> _Exercise description_: Copy the listing below in full and skip every picture.

> _Information shown_:

○ ○ ○ ○

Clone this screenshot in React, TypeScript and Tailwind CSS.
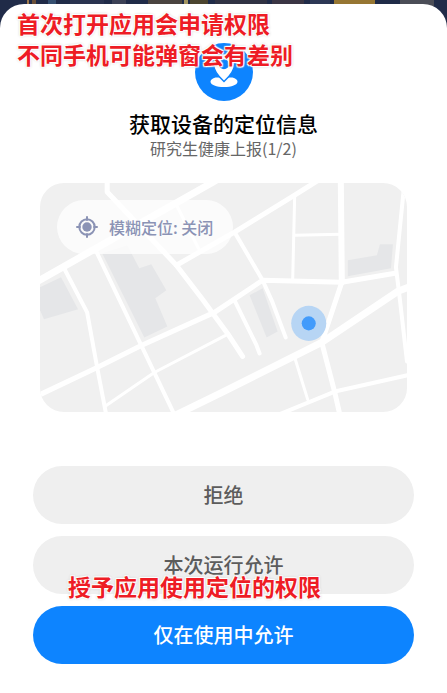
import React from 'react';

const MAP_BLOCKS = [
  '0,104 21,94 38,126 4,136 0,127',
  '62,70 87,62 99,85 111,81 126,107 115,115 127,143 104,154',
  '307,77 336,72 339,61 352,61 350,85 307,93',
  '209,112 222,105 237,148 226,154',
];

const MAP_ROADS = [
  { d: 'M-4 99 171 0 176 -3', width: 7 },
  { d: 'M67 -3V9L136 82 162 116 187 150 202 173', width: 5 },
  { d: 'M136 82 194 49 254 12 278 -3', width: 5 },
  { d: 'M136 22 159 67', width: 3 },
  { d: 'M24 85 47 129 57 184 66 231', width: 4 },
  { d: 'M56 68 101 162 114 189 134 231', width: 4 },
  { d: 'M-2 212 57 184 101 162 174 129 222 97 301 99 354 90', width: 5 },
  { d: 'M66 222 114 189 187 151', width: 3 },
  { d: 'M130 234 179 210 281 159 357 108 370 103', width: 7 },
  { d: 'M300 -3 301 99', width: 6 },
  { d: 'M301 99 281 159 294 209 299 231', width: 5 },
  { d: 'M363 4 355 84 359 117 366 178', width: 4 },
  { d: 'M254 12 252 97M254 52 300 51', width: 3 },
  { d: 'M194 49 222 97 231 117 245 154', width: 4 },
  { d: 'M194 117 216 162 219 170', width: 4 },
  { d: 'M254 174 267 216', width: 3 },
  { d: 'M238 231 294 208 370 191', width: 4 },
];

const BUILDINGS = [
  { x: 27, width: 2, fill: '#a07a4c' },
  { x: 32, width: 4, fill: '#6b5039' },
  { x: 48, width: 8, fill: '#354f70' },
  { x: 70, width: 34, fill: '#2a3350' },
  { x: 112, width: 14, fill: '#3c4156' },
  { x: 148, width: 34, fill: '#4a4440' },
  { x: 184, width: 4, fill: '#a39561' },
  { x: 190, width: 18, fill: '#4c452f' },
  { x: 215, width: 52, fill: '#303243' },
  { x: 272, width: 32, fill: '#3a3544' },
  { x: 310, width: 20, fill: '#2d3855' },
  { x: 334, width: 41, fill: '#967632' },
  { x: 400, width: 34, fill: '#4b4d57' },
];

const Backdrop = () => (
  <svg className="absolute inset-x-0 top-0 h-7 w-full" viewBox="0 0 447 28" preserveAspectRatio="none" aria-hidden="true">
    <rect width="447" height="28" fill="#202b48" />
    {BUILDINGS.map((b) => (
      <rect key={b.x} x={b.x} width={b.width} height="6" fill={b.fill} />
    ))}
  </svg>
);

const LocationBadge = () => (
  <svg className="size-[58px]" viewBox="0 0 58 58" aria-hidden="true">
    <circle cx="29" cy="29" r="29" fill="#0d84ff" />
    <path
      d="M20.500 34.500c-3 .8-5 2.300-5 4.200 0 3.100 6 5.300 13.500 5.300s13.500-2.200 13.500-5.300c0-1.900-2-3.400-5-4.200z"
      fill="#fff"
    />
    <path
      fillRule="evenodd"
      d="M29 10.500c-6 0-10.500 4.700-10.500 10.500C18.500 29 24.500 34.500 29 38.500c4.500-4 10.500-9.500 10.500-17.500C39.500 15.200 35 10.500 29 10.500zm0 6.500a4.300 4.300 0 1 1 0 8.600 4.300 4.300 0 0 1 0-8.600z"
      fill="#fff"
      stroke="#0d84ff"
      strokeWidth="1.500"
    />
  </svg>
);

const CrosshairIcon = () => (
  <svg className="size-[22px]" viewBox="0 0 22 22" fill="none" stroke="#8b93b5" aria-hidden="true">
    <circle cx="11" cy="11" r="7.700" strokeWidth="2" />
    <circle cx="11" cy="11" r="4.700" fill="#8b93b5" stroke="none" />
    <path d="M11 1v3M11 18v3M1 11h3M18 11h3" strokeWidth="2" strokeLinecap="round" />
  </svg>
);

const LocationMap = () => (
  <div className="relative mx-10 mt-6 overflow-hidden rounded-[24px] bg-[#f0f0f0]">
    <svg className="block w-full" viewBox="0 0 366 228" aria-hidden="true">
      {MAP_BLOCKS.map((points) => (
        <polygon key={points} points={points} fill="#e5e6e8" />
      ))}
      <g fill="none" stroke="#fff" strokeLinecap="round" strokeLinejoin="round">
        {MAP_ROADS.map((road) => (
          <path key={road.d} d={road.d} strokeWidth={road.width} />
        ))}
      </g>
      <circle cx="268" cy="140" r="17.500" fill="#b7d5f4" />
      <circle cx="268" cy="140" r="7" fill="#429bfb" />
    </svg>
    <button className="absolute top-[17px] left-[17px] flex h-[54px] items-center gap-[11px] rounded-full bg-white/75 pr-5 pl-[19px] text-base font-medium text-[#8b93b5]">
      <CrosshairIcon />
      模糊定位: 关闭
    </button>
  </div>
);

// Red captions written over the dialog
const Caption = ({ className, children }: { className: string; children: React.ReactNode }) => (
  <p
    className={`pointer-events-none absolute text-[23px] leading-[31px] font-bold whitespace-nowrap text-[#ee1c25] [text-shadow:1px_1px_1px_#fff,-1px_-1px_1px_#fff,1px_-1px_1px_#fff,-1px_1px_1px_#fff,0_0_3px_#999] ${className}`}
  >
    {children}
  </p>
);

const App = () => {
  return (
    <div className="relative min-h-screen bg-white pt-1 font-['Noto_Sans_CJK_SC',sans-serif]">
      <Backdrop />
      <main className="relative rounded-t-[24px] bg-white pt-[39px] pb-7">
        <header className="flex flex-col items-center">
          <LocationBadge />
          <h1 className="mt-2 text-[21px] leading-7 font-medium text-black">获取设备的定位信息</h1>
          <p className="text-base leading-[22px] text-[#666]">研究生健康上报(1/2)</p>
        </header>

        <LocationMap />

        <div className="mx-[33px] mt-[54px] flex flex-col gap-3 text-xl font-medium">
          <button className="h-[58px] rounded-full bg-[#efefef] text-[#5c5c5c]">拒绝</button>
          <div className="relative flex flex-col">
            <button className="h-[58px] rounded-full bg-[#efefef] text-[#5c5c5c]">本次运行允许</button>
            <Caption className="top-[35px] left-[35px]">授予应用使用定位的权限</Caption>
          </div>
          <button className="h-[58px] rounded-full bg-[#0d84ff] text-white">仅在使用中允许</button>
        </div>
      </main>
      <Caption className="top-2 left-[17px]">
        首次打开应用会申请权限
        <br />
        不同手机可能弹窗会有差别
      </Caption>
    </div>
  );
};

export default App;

○ ○ ○ ○

> _Reply_:
Clone this screenshot in React, TypeScript and Tailwind CSS.
import React from 'react';

const MAP_BLOCKS = [
  '0,104 21,94 38,126 4,136 0,127',
  '62,70 87,62 99,85 111,81 126,107 115,115 127,143 104,154',
  '307,77 336,72 339,61 352,61 350,85 307,93',
  '209,112 222,105 237,148 226,154',
];

const MAP_ROADS = [
  { d: 'M-4 99 171 0 176 -3', width: 7 },
  { d: 'M67 -3V9L136 82 162 116 187 150 202 173', width: 5 },
  { d: 'M136 82 194 49 254 12 278 -3', width: 5 },
  { d: 'M136 22 159 67', width: 3 },
  { d: 'M24 85 47 129 57 184 66 231', width: 4 },
  { d: 'M56 68 101 162 114 189 134 231', width: 4 },
  { d: 'M-2 212 57 184 101 162 174 129 222 97 301 99 354 90', width: 5 },
  { d: 'M66 222 114 189 187 151', width: 3 },
  { d: 'M130 234 179 210 281 159 357 108 370 103', width: 7 },
  { d: 'M300 -3 301 99', width: 6 },
  { d: 'M301 99 281 159 294 209 299 231', width: 5 },
  { d: 'M363 4 355 84 359 117 366 178', width: 4 },
  { d: 'M254 12 252 97M254 52 300 51', width: 3 },
  { d: 'M194 49 222 97 231 117 245 154', width: 4 },
  { d: 'M194 117 216 162 219 170', width: 4 },
  { d: 'M254 174 267 216', width: 3 },
  { d: 'M238 231 294 208 370 191', width: 4 },
];

const BUILDINGS = [
  { x: 27, width: 2, fill: '#a07a4c' },
  { x: 32, width: 4, fill: '#6b5039' },
  { x: 48, width: 8, fill: '#354f70' },
  { x: 70, width: 34, fill: '#2a3350' },
  { x: 112, width: 14, fill: '#3c4156' },
  { x: 148, width: 34, fill: '#4a4440' },
  { x: 184, width: 4, fill: '#a39561' },
  { x: 190, width: 18, fill: '#4c452f' },
  { x: 215, width: 52, fill: '#303243' },
  { x: 272, width: 32, fill: '#3a3544' },
  { x: 310, width: 20, fill: '#2d3855' },
  { x: 334, width: 41, fill: '#967632' },
  { x: 400, width: 34, fill: '#4b4d57' },
];

const Backdrop = () => (
  <svg className="absolute inset-x-0 top-0 h-7 w-full" viewBox="0 0 447 28" preserveAspectRatio="none" aria-hidden="true">
    <rect width="447" height="28" fill="#202b48" />
    {BUILDINGS.map((b) => (
      <rect key={b.x} x={b.x} width={b.width} height="6" fill={b.fill} />
    ))}
  </svg>
);

const LocationBadge = () => (
  <svg className="size-[58px]" viewBox="0 0 58 58" aria-hidden="true">
    <circle cx="29" cy="29" r="29" fill="#0d84ff" />
    <path
      d="M20.500 34.500c-3 .8-5 2.300-5 4.200 0 3.100 6 5.300 13.500 5.300s13.500-2.200 13.500-5.300c0-1.900-2-3.400-5-4.200z"
      fill="#fff"
    />
    <path
      fillRule="evenodd"
      d="M29 10.500c-6 0-10.500 4.700-10.500 10.500C18.500 29 24.500 34.500 29 38.500c4.500-4 10.500-9.500 10.500-17.500C39.500 15.200 35 10.500 29 10.500zm0 6.500a4.300 4.300 0 1 1 0 8.600 4.300 4.300 0 0 1 0-8.600z"
      fill="#fff"
      stroke="#0d84ff"
      strokeWidth="1.500"
    />
  </svg>
);

const CrosshairIcon = () => (
  <svg className="size-[22px]" viewBox="0 0 22 22" fill="none" stroke="#8b93b5" aria-hidden="true">
    <circle cx="11" cy="11" r="7.700" strokeWidth="2" />
    <circle cx="11" cy="11" r="4.700" fill="#8b93b5" stroke="none" />
    <path d="M11 1v3M11 18v3M1 11h3M18 11h3" strokeWidth="2" strokeLinecap="round" />
  </svg>
);

const LocationMap = () => (
  <div className="relative mx-10 mt-6 overflow-hidden rounded-[24px] bg-[#f0f0f0]">
    <svg className="block w-full" viewBox="0 0 366 228" aria-hidden="true">
      {MAP_BLOCKS.map((points) => (
        <polygon key={points} points={points} fill="#e5e6e8" />
      ))}
      <g fill="none" stroke="#fff" strokeLinecap="round" strokeLinejoin="round">
        {MAP_ROADS.map((road) => (
          <path key={road.d} d={road.d} strokeWidth={road.width} />
        ))}
      </g>
      <circle cx="268" cy="140" r="17.500" fill="#b7d5f4" />
      <circle cx="268" cy="140" r="7" fill="#429bfb" />
    </svg>
    <button className="absolute top-[17px] left-[17px] flex h-[54px] items-center gap-[11px] rounded-full bg-white/75 pr-5 pl-[19px] text-base font-medium text-[#8b93b5]">
      <CrosshairIcon />
      模糊定位: 关闭
    </button>
  </div>
);

// Red captions written over the dialog
const Caption = ({ className, children }: { className: string; children: React.ReactNode }) => (
  <p
    className={`pointer-events-none absolute text-[23px] leading-[31px] font-bold whitespace-nowrap text-[#ee1c25] [text-shadow:1px_1px_1px_#fff,-1px_-1px_1px_#fff,1px_-1px_1px_#fff,-1px_1px_1px_#fff,0_0_3px_#999] ${className}`}
  >
    {children}
  </p>
);

const App = () => {
  return (
    <div className="relative min-h-screen bg-white pt-1 font-['Noto_Sans_CJK_SC',sans-serif]">
      <Backdrop />
      <main className="relative rounded-t-[24px] bg-white pt-[39px] pb-7">
        <header className="flex flex-col items-center">
          <LocationBadge />
          <h1 className="mt-2 text-[21px] leading-7 font-medium text-black">获取设备的定位信息</h1>
          <p className="text-base leading-[22px] text-[#666]">研究生健康上报(1/2)</p>
        </header>

        <LocationMap />

        <div className="mx-[33px] mt-[54px] flex flex-col gap-3 text-xl font-medium">
          <button className="h-[58px] rounded-full bg-[#efefef] text-[#5c5c5c]">拒绝</button>
          <div className="relative flex flex-col">
            <button className="h-[58px] rounded-full bg-[#efefef] text-[#5c5c5c]">本次运行允许</button>
            <Caption className="top-[35px] left-[35px]">授予应用使用定位的权限</Caption>
          </div>
          <button className="h-[58px] rounded-full bg-[#0d84ff] text-white">仅在使用中允许</button>
        </div>
      </main>
      <Caption className="top-2 left-[17px]">
        首次打开应用会申请权限
        <br />
        不同手机可能弹窗会有差别
      </Caption>
    </div>
  );
};

export default App;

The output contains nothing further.